I recently attended a Philadelphia Phillies versus Washington Nationals Major League Baseball game because the opportunity presented itself and because I’m in a “let’s get off the couch this year” mode. As was rightly asked of me, you lived how many years in Boston and never went to Fenway Park? Incredulous!
I think not. I’m not going to pretend that baseball gets any iota of my attention span when flipping through channels on TV. I can’t think of a more boring game to watch, actually. That said, the game, live, did hold my interest and I rather enjoyed myself. Not knowing much about baseball, I found myself automatically applying the rules of rounders, one of my favourite sports to play as a child. Which would explain why I would gasp each time the batter dropped the bat whilst running to first base. I used to hold on to the bat as if my life depended on it.

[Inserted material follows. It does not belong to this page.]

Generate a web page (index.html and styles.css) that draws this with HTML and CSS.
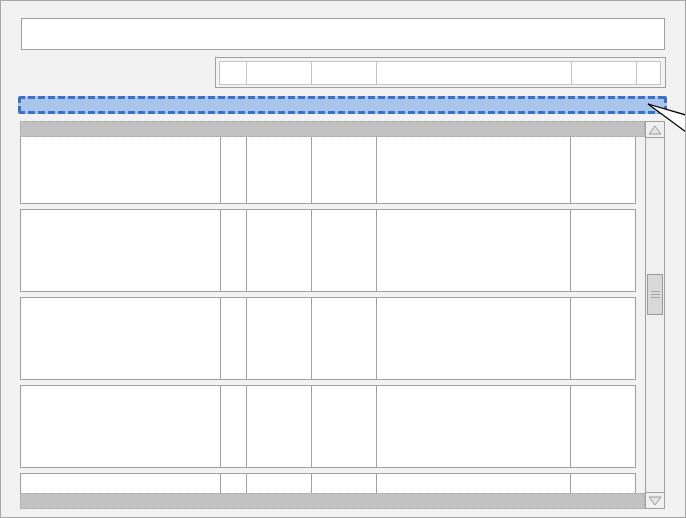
FILE: index.html
```html
<!DOCTYPE html>
<html lang="en">
<head>
    <meta charset="UTF-8">
    <title>Grid Layout</title>
    <link rel="stylesheet" href="styles.css">
</head>
<body>
    <div class="frame">
        <div class="title-box"></div>

        <div class="header-wrap">
            <div class="header-row">
                <div class="hcell w27"></div>
                <div class="hcell w64"></div>
                <div class="hcell w65"></div>
                <div class="hcell w195"></div>
                <div class="hcell w65"></div>
                <div class="hcell fill"></div>
            </div>
        </div>

        <div class="selection"></div>

        <div class="grid">
            <div class="grid-main">
                <div class="strip"></div>
                <div class="grid-body">
                    <div class="row first">
                        <div class="cell c1"></div><div class="cell c2"></div><div class="cell c3"></div><div class="cell c4"></div><div class="cell c5"></div><div class="cell c6"></div>
                    </div>
                    <div class="row">
                        <div class="cell c1"></div><div class="cell c2"></div><div class="cell c3"></div><div class="cell c4"></div><div class="cell c5"></div><div class="cell c6"></div>
                    </div>
                    <div class="row">
                        <div class="cell c1"></div><div class="cell c2"></div><div class="cell c3"></div><div class="cell c4"></div><div class="cell c5"></div><div class="cell c6"></div>
                    </div>
                    <div class="row">
                        <div class="cell c1"></div><div class="cell c2"></div><div class="cell c3"></div><div class="cell c4"></div><div class="cell c5"></div><div class="cell c6"></div>
                    </div>
                    <div class="row">
                        <div class="cell c1"></div><div class="cell c2"></div><div class="cell c3"></div><div class="cell c4"></div><div class="cell c5"></div><div class="cell c6"></div>
                    </div>
                </div>
                <div class="strip"></div>
            </div>

            <div class="scrollbar">
                <div class="sb-btn top">
                    <svg width="14" height="10" viewBox="0 0 14 10"><polygon points="7,1 13,9 1,9" fill="#e4e4e4" stroke="#9a9a9a" stroke-width="1"/></svg>
                </div>
                <div class="sb-track">
                    <div class="thumb">
                        <span></span><span></span><span></span>
                    </div>
                </div>
                <div class="sb-btn bottom">
                    <svg width="14" height="10" viewBox="0 0 14 10"><polygon points="1,1 13,1 7,9" fill="#e4e4e4" stroke="#9a9a9a" stroke-width="1"/></svg>
                </div>
            </div>
        </div>

        <!-- callout pointer -->
        <svg class="pointer" width="40" height="32" viewBox="0 0 40 32">
            <polygon points="2,2 40,13 40,30" fill="#fff" stroke="#000" stroke-width="1.3"/>
        </svg>
    </div>
</body>
</html>
```

FILE: styles.css
```css
* {
    margin: 0;
    padding: 0;
    box-sizing: border-box;
}

body {
    font-family: 'Liberation Sans', Arial, sans-serif;
    background: #f0f0f0;
}

.frame {
    position: relative;
    width: 686px;
    height: 518px;
    border: 1px solid #a6a6a6;
    background: #f2f2f2;
    overflow: hidden;
}

.title-box {
    height: 32px;
    margin: 17px 20px 0 20px;
    background: #fff;
    border: 1px solid #a0a0a0;
}

.header-wrap {
    width: 451px;
    height: 31px;
    margin: 7px 19px 0 auto;
    border: 1px solid #a0a0a0;
    padding: 3px 4px 2px 3px;
}

.header-row {
    display: flex;
    height: 24px;
    background: #fff;
    border: 1px solid #c4c4c4;
}

.hcell {
    height: 100%;
    border-left: 1px solid #c4c4c4;
}

.hcell:first-child {
    border-left: none;
}

.w27 { width: 26px; }
.w64 { width: 65px; }
.w65 { width: 65px; }
.w195 { width: 195px; }
.fill { flex: 1; }

/* dashed selection, drawn with gradients so the dashes are thick and long */
.selection {
    width: 649px;
    height: 18px;
    margin: 8px 0 0 17px;
    border-radius: 2px;
    background:
        repeating-linear-gradient(90deg, #3a72c8 0 7px, transparent 7px 10px) left top / 100% 3px no-repeat,
        repeating-linear-gradient(90deg, #3a72c8 0 7px, transparent 7px 10px) left bottom / 100% 3px no-repeat,
        repeating-linear-gradient(180deg, #3a72c8 0 7px, transparent 7px 10px) left top / 3px 100% no-repeat,
        repeating-linear-gradient(180deg, #3a72c8 0 7px, transparent 7px 10px) right top / 3px 100% no-repeat,
        #aac5eb;
}

.grid {
    display: flex;
    width: 645px;
    height: 388px;
    margin: 7px 0 0 19px;
}

.grid-main {
    display: flex;
    flex-direction: column;
    width: 625px;
}

.strip {
    height: 16px;
    background: #c2c2c2;
    border: 1px dotted #a4a4a4;
}

.grid-body {
    height: 356px;
    overflow: hidden;
    display: flex;
    flex-direction: column;
    gap: 5px;
}

.row {
    display: flex;
    flex-shrink: 0;
    width: 616px;
    height: 83px;
    background: #fff;
    border: 1px solid #a0a0a0;
}

.row.first {
    margin-top: -16px;
}

.cell {
    height: 100%;
    border-left: 1px solid #a0a0a0;
}

.cell.c1 { width: 199px; border-left: none; }
.cell.c2 { width: 26px; }
.cell.c3 { width: 65px; }
.cell.c4 { width: 65px; }
.cell.c5 { width: 194px; }
.cell.c6 { flex: 1; }

.scrollbar {
    display: flex;
    flex-direction: column;
    width: 20px;
    background: #f0f0f0;
    border: 1px solid #a0a0a0;
}

.sb-btn {
    display: flex;
    align-items: center;
    justify-content: center;
    height: 16px;
    flex-shrink: 0;
}

.sb-btn.top {
    border-bottom: 1px solid #a0a0a0;
}

.sb-btn.bottom {
    border-top: 1px solid #a0a0a0;
}

.sb-track {
    flex: 1;
    padding: 136px 1px 0 1px;
}

.thumb {
    display: flex;
    flex-direction: column;
    align-items: center;
    justify-content: center;
    gap: 2px;
    height: 41px;
    background: #d9d9d9;
    border: 1px solid #9a9a9a;
}

.thumb span {
    display: block;
    width: 9px;
    height: 1px;
    background: #a8a8a8;
}

.pointer {
    position: absolute;
    top: 101px;
    right: -1px;
}
```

The game was a delayed start because of rains, but there still was a good turn out. Great, because the home team won. In writing this post, I’m immediately reminded of the poor souls from yesterdays Spurs vs. Heats game who, disappointed in their team, left the stadium early only to be denied reentry (rightfully so) when they realized that all it took was 2 seconds to turn the game around.
I enjoyed looking into the crowd on this weeknight. Seeing parents with their young children, both girls and boys, and wondering for how many was this their first game, and would they still remember this night, and imagining how they would share their memories of their first participation in this American past-time with their own children and grandchildren. A couple rows in front of me was a well dressed, well manicured older gentleman and his dreadlocked “twenties” son and wondered how often they came to the game and if they ever argued about the dreadlocks…then imagined that they did indeed argue about it but could still put differences aside to watch a game together.
I looked at the elderly folks, many of them stadium staff, wondering how often they’ve been coming to the stadium to support their team. I marveled at the strong young men carrying ice-chests on their heads yelling out “ice cold beer – last call’ as they moved up and down the aisle – images that immediately conjured up two sets of images, one of being transported to early 19th century America hearing the sales pitch with that American accent of classic black & white movies and the other of current day Ghana with the hawkers hissing at the crowds while making their pitch.
So there you have it. I have officially attended a baseball game and I would not be averse to attending more…with the right company, of course. Just don’t try to make me watch it on TV.